Best Practice for Taking the Right Shots
Three photography tips that will instantly improve your new construction and restoration photos for your website and social media
As a manufacturer of new construction cleaning and restoration products, we are constantly seeing pictures from business owners and contractors.
The best images always have three basic concepts in common. Whether someone submits a picture to us to troubleshoot a new construction problem, or they want to share a success story with potential customers on their website, the following tips will help everyone- even someone with limited knowledge of photography taking pictures with their cell phone- to take more effective images.
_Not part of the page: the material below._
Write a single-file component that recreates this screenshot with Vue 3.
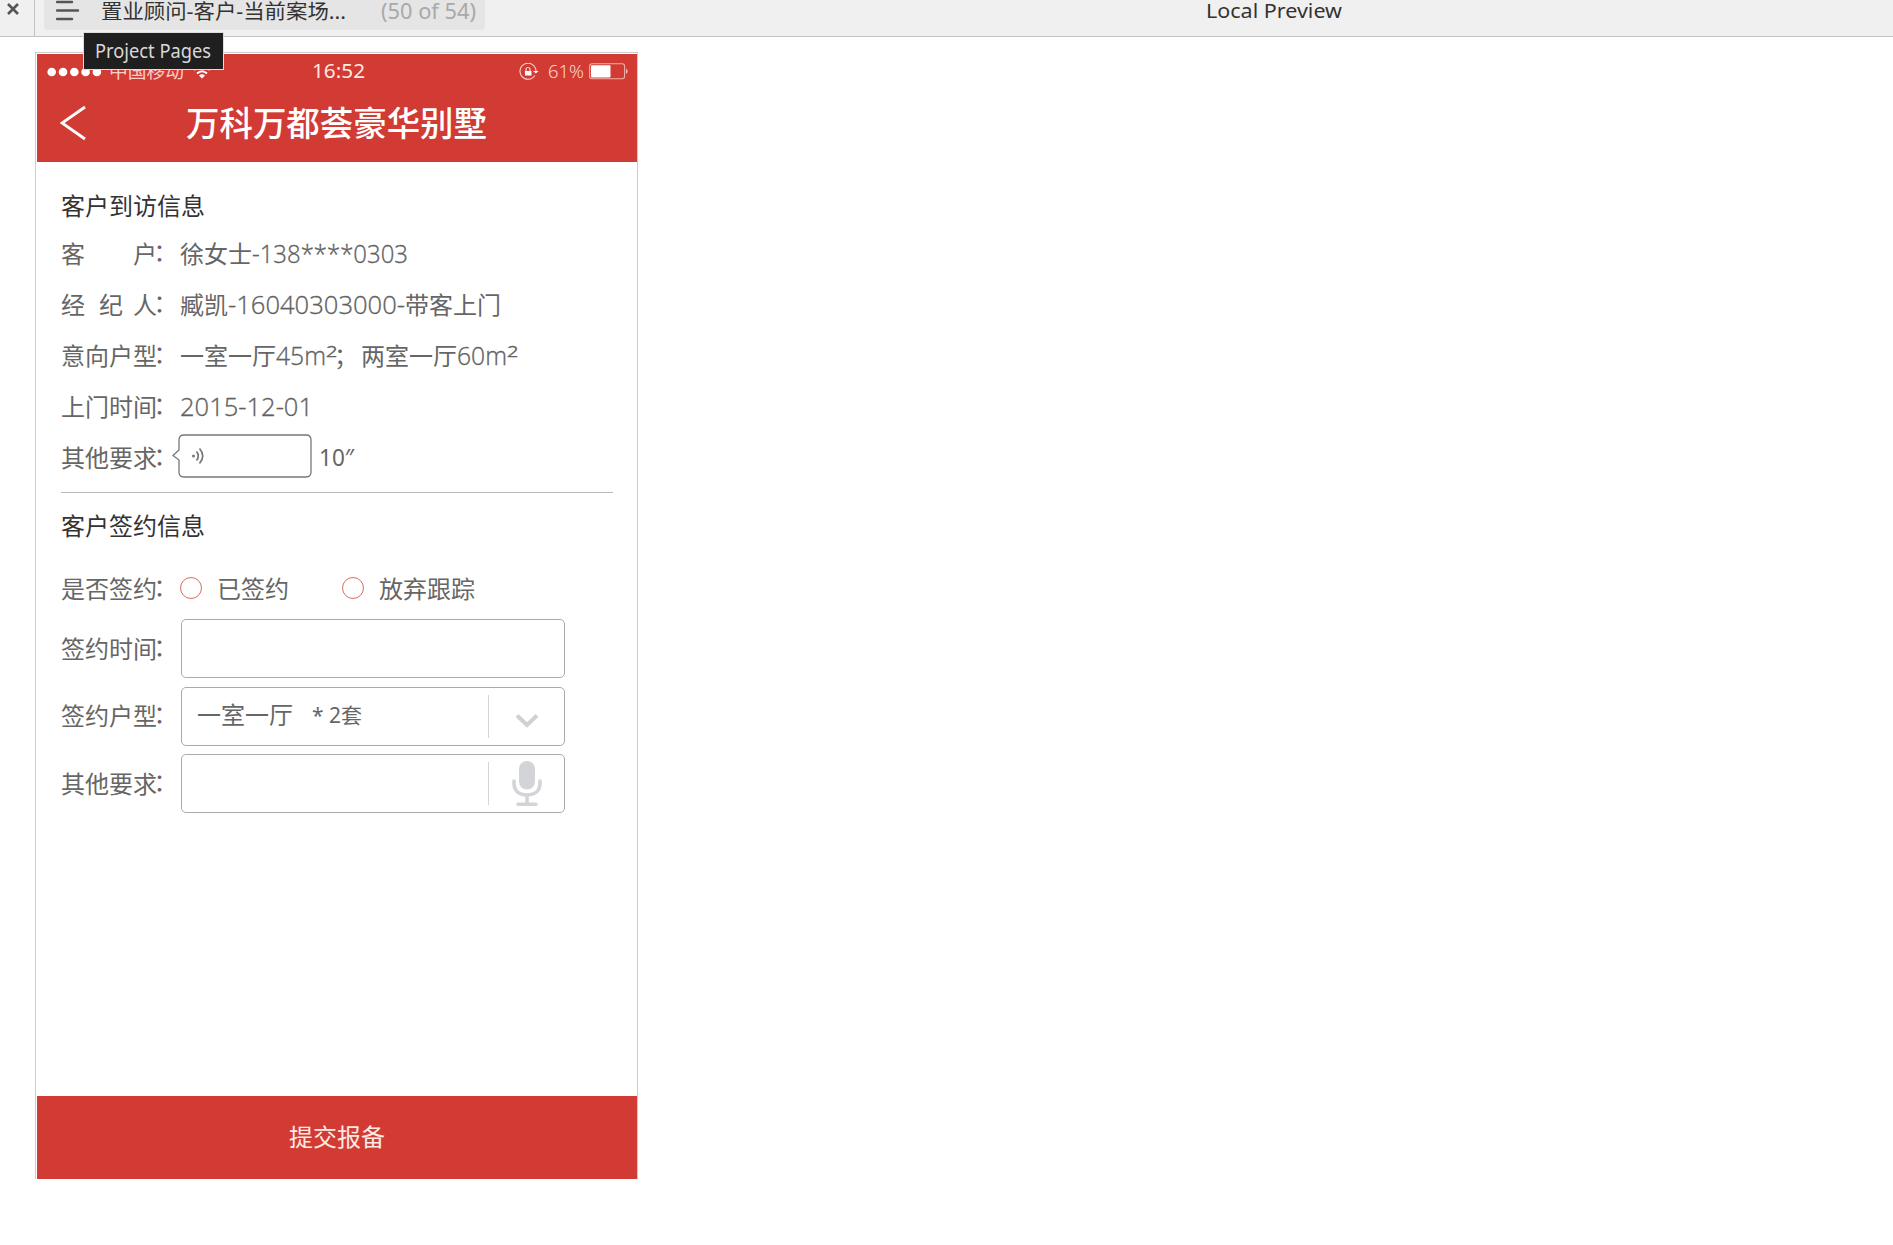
<script setup>
// Squeezes a run of text to a given advance width
const vFit = {
  mounted(el, { value }) {
    const natural = el.getBoundingClientRect().width
    el.style.transform = `scaleX(${value / natural})`
    el.style.marginRight = `${value - natural}px`
  },
}

const visit = [
  { label: [['客', 72], ['户', 24]], value: [['徐女士', 72], ['-138****0303', 156]], height: 50 },
  { label: [['经', 38], ['纪', 34], ['人', 24]], value: [['臧凯', 48], ['-16040303000-', 177], ['带客上门', 96]], height: 52 },
  { label: [['意向户型', 96]], value: [['一室一厅', 96], ['45m', 50], ['²', 11], ['；', 24], ['两室一厅', 96], ['60m', 50], ['²', 11]], height: 50 },
  { label: [['上门时间', 96]], value: [['2015-12-01', 133]], height: 52 },
]
const isCjk = (t) => /[\u3000-\uffff]/.test(t)
</script>

<template>
  <div class="page">
    <header class="topbar">
      <div class="close">
        <svg width="14" height="14" viewBox="0 0 14 14"><path d="M2 2L12 12M12 2L2 12" stroke="#555" stroke-width="2.6" /></svg>
      </div>
      <div class="crumb">
        <svg class="menu" width="24" height="24" viewBox="0 0 24 24"><path d="M1 2H16M1 10.5H22M1 19H16" stroke="#555" stroke-width="2.4" stroke-linecap="round" /></svg>
        <span class="crumb-title"><span v-fit="245" class="fit">置业顾问-客户-当前案场...</span></span>
        <span class="count"><span v-fit="95" class="fit">(50 of 54)</span></span>
      </div>
      <div class="preview"><span v-fit="136" class="fit">Local Preview</span></div>
      <div class="tooltip"><span v-fit="116" class="fit">Project Pages</span></div>
    </header>

    <main class="phone">
      <div class="head">
        <div class="status">
          <svg class="dots" width="56" height="10" viewBox="0 0 56 10"><g fill="#fff"><circle v-for="i in 5" :key="i" :cx="i * 11.3 - 6.6" cy="5" r="4.3" /></g></svg>
          <span class="carrier"><span v-fit="75" class="fit">中国移动</span></span>
          <svg class="wifi" width="18" height="14" viewBox="0 0 18 14"><g fill="none" stroke="#fff" stroke-width="2"><path d="M1 5Q9-2 17 5" /><path d="M4 8.5Q9 4 14 8.5" /></g><path d="M6 10.5Q9 8 12 10.5L9 13.5Z" fill="#fff" /></svg>
          <span class="time"><span v-fit="53" class="fit">16:52</span></span>
          <svg class="lock" width="20" height="18" viewBox="0 0 20 18"><g fill="none" stroke="#ffd3cc"><path d="M15.8 12.5A8 8 0 1 1 17 8" stroke-width="1.1" /><path d="M7 8V6.5a2 2 0 0 1 4 0V8" stroke-width="1.2" /></g><path d="M6 8h6.500v4.600H6zM14 8H19.500l-2.700 2.500z" fill="#fff" /></svg>
          <span class="percent"><span v-fit="36" class="fit">61%</span></span>
          <svg class="battery" width="40" height="17" viewBox="0 0 40 17"><rect x=".6" y=".8" width="35" height="15" rx="2.500" fill="none" stroke="#f3b0a8" stroke-width="1.100" /><rect x="2" y="2.200" width="19.500" height="12.200" rx="1" fill="#fff" /><path d="M37.300 5.500q2.400 2.800 0 5.600z" fill="#fff" /></svg>
        </div>
        <div class="nav">
          <svg class="back" width="27" height="38" viewBox="0 0 27 38"><path d="M25 3L2 19L25 35" fill="none" stroke="#fff" stroke-width="2.800" /></svg>
          <h1><span v-fit="301" class="fit">万科万都荟豪华别墅</span></h1>
        </div>
      </div>

      <section class="visit">
        <h2>客户到访信息</h2>
        <div v-for="(row, r) in visit" :key="r" class="row" :style="{ height: row.height + 'px' }">
          <div class="label"><span v-for="p in row.label" :key="p[0]" :style="{ width: p[1] + 'px' }">{{ p[0] }}</span><span class="colon">：</span></div>
          <div class="value"><span v-for="(p, i) in row.value" :key="i" v-fit="p[1]" class="fit" :class="{ latin: !isCjk(p[0]), semi: p[0] === '；', square: p[0] === '²' }">{{ p[0] }}</span></div>
        </div>
        <div class="row voice">
          <div class="label">其他要求<span class="colon">：</span></div>
          <svg class="bubble" width="142" height="45" viewBox="0 0 142 45"><path d="M12 1H134Q139 1 139 6V38Q139 43 134 43H12Q7 43 7 38V26L1 21.500L7 16V6Q7 1 12 1Z" fill="#fff" stroke="#777" stroke-width="1.300" /><circle cx="21.500" cy="22" r="1.500" fill="#777" /><path d="M24.500 17.500Q28 22 24.500 26.500M27.500 14.500Q34 22 27.500 29.500" fill="none" stroke="#777" stroke-width="1.700" /></svg>
          <span class="seconds"><span v-fit="35" class="fit">10″</span></span>
        </div>
      </section>

      <section class="sign">
        <h2>客户签约信息</h2>
        <div class="row choice">
          <div class="label">是否签约<span class="colon">：</span></div>
          <i class="radio"></i><span class="signed">已签约</span>
          <i class="radio"></i><span>放弃跟踪</span>
        </div>
        <div class="row field">
          <div class="label">签约时间<span class="colon">：</span></div>
          <div class="box"></div>
        </div>
        <div class="row field">
          <div class="label">签约户型<span class="colon">：</span></div>
          <div class="box">
            <span class="kind">一室一厅</span>
            <span class="amount"><span v-fit="50" class="fit">* 2套</span></span>
            <div class="side drop"><svg width="24" height="16" viewBox="0 0 24 16"><path d="M2 2.500L12 12L22 2.500" fill="none" stroke="#d0d1d3" stroke-width="4" /></svg></div>
          </div>
        </div>
        <div class="row field">
          <div class="label">其他要求<span class="colon">：</span></div>
          <div class="box">
            <div class="side mic"><svg width="30" height="46" viewBox="0 0 30 46"><rect x="7" y="0" width="16" height="28.500" rx="8" fill="#d3d4d7" /><path d="M2 20V22C2 30 7 34 15 34S28 30 28 22V20M15 34V43M6 43.200H24" fill="none" stroke="#d3d4d7" stroke-width="3.600" stroke-linecap="round" /></svg></div>
          </div>
        </div>
      </section>

      <button class="submit">提交报备</button>
    </main>
  </div>
</template>

<style>
body { background: #fff; }
</style>

<style scoped>
* { box-sizing: border-box; }
.page {
  width: 1893px;
  height: 1245px;
  overflow: hidden;
  background: #fff;
  color: #666;
  font-family: "Noto Sans", "Noto Sans CJK SC", sans-serif;
}
svg { display: block; flex: none; }
.fit { display: inline-block; white-space: pre; transform-origin: 0 50%; }

.topbar {
  position: relative;
  display: flex;
  height: 37px;
  background: #f0f0f0;
  border-bottom: 1px solid #c4c4c4;
}
.close { width: 35px; padding: 2px 0 0 6px; border-right: 1px solid #c4c4c4; }
.crumb {
  display: flex;
  width: 441px;
  height: 30px;
  margin-left: 9px;
  padding-left: 12px;
  background: #e5e5e5;
  border-radius: 0 0 4px 4px;
}
.crumb-title {
  width: 280px;
  margin-left: 21px;
  color: #333;
  font-size: 20px;
  line-height: 24px;
}
.count { color: #a9a9a9; font-size: 21px; line-height: 22px; }
.preview { margin-left: 721px; color: #333; font-size: 20px; line-height: 21px; }
.tooltip {
  position: absolute;
  left: 83px;
  top: 32px;
  z-index: 2;
  width: 141px;
  height: 38px;
  padding-left: 11px;
  border: 1px solid #ddd;
  background: #1f1f1f;
  color: #d8d8d8;
  font-size: 19.5px;
  line-height: 36px;
}

.phone {
  display: flex;
  flex-direction: column;
  width: 603px;
  height: 1127px;
  margin: 15px 0 0 35px;
  border: 1px solid #ccc;
  border-bottom: 0;
  padding: 1px 0 0 1px;
}
.head { width: 600px; height: 108px; background: #d23a34; color: #fff; }
.status { display: flex; height: 35px; padding-left: 10px; align-items: center; font-size: 19px; line-height: 35px; }
.carrier { width: 84px; margin-left: 6px; font-size: 18px; color: #f8cfc8; }
.time { width: 56px; margin-left: 101px; color: #ffe9e3; }
.lock { margin-left: 151px; }
.percent { width: 41px; margin-left: 9px; color: #ffe3dc; font-family: "Open Sans", sans-serif; font-weight: 300; }
.nav { display: flex; align-items: center; height: 69px; padding-left: 23px; }
.back { margin-top: -2px; }
h1 { margin: -1px 0 0 99px; font-size: 34px; font-weight: 500; line-height: 69px; }

h2 { margin: 0; color: #333; font-size: 24px; font-weight: 400; line-height: 36px; font-family: "Noto Sans CJK SC", sans-serif; }
.visit { margin: 25px 24px 0 24px; height: 306px; border-bottom: 1px solid #bbb; }
.visit h2 { margin-bottom: 5px; }
.row {
  display: flex;
  align-items: center;
  font-family: "Noto Sans CJK SC", sans-serif;
  font-size: 24px;
  white-space: nowrap;
}
.row .label { display: flex; flex: none; width: 119px; line-height: 36px; }
.label span { display: block; flex: none; }
.label .colon { margin: -2px 0 2px -3.5px; }
.value { display: flex; align-items: center; line-height: 36px; }
.latin { font-family: "Open Sans", sans-serif; font-size: 26.5px; font-weight: 300; color: #606060; -webkit-text-stroke: 0.35px #666; }
.square { position: relative; top: 3px; }
.semi { position: relative; left: -3px; }
.voice { height: 49px; }
.bubble { margin-left: -8px; }
.seconds { margin-left: 5px; font-family: "Noto Sans", sans-serif; font-size: 23px; }

.sign { margin: 14px 0 0 24px; }
.choice { height: 51px; margin: 19px 0 6px; }
.radio { width: 22px; height: 22px; margin-right: 15px; border: 1px solid #dc6a64; border-radius: 50%; }
.signed { width: 125px; }
.field { height: 59px; margin-bottom: 8.500px; }
.field .label { width: 120px; margin-top: -2px; }
.box { display: flex; align-items: center; width: 384px; height: 59px; border: 1px solid #aaa; border-radius: 5px; }
.kind { width: 115px; margin: -4px 0 0 15px; line-height: 36px; }
.amount { margin-top: -4px; font-family: "Noto Sans", "Noto Sans CJK SC", sans-serif; font-size: 21px; }
.side { display: flex; align-items: center; justify-content: center; width: 76px; height: 43px; margin-left: auto; border-left: 1px solid #d5d5d5; }
.drop { padding-top: 9px; }
.submit {
  width: 600px;
  height: 83px;
  margin-top: auto;
  padding: 0;
  border: 0;
  background: #d23a34;
  color: #ffe9e3;
  font: 24px/36px "Noto Sans CJK SC", sans-serif;
  padding-bottom: 3px;
}
</style>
1. Always take these pictures to tell your story:
- Before: Stand way back and shoot the whole structure. Then move closer and shoot the problem areas, spans of about 12’x12’. Move closer still to the problem areas and get super close ups, think 3 bricks by 3 bricks. You will want to return to the exact positions for your after shots. Also, try to find a unique brick or reference point in your shot so you can easily compare before and after.
- During: You are telling a sequential story with your images, and customers love to see you in action. Shoot your team as they work the job.
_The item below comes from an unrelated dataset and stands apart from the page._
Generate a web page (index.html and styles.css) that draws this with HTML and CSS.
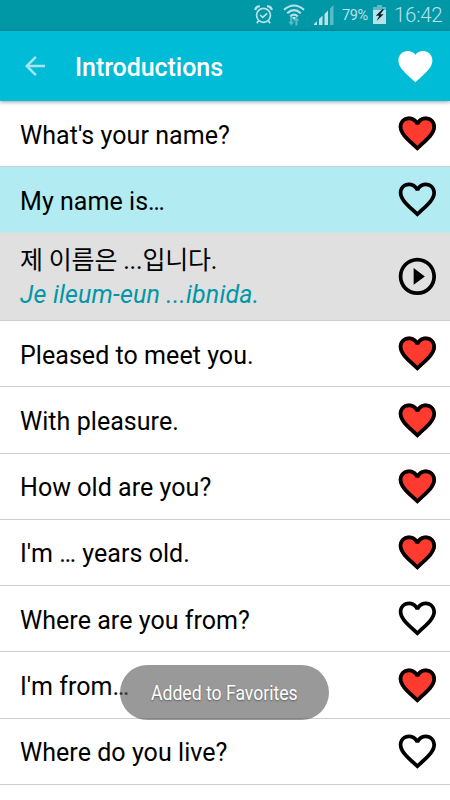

- After: When the job is done, review your before pictures. Shoot your after pictures at the same time of day and similar weather conditions as before. Recreate the before shots now that the cleaning is done. It’s way easier for your potential clients to compare befores and afters if you keep the angles and lighting as similar to your before photos as possible.
2. When shooting architecture, the ideal position to stand is smack-dab in the middle.
Stand halfway between one end and the other, and halfway between the ground and the roof and shoot straight on. That’s how you get nice square angles. It’s not always possible, but if you shoot at an angle, you are going to introduce a lot of unintended perspective. You can call it artistic, but what you are doing is distracting from the message you are sending, which is a clean, successful, well-done job.
3. Buildings (and really any subject) look best an hour after sunrise and and hour before sunset.
Avoid directly overhead mid-day light that casts harsh shadows that make everything look bad, particularly avoid times between 12-3 in the afternoon. Cloudy days diffuse the sunlight, minimize shadows, and generally make for good building photography anytime of day.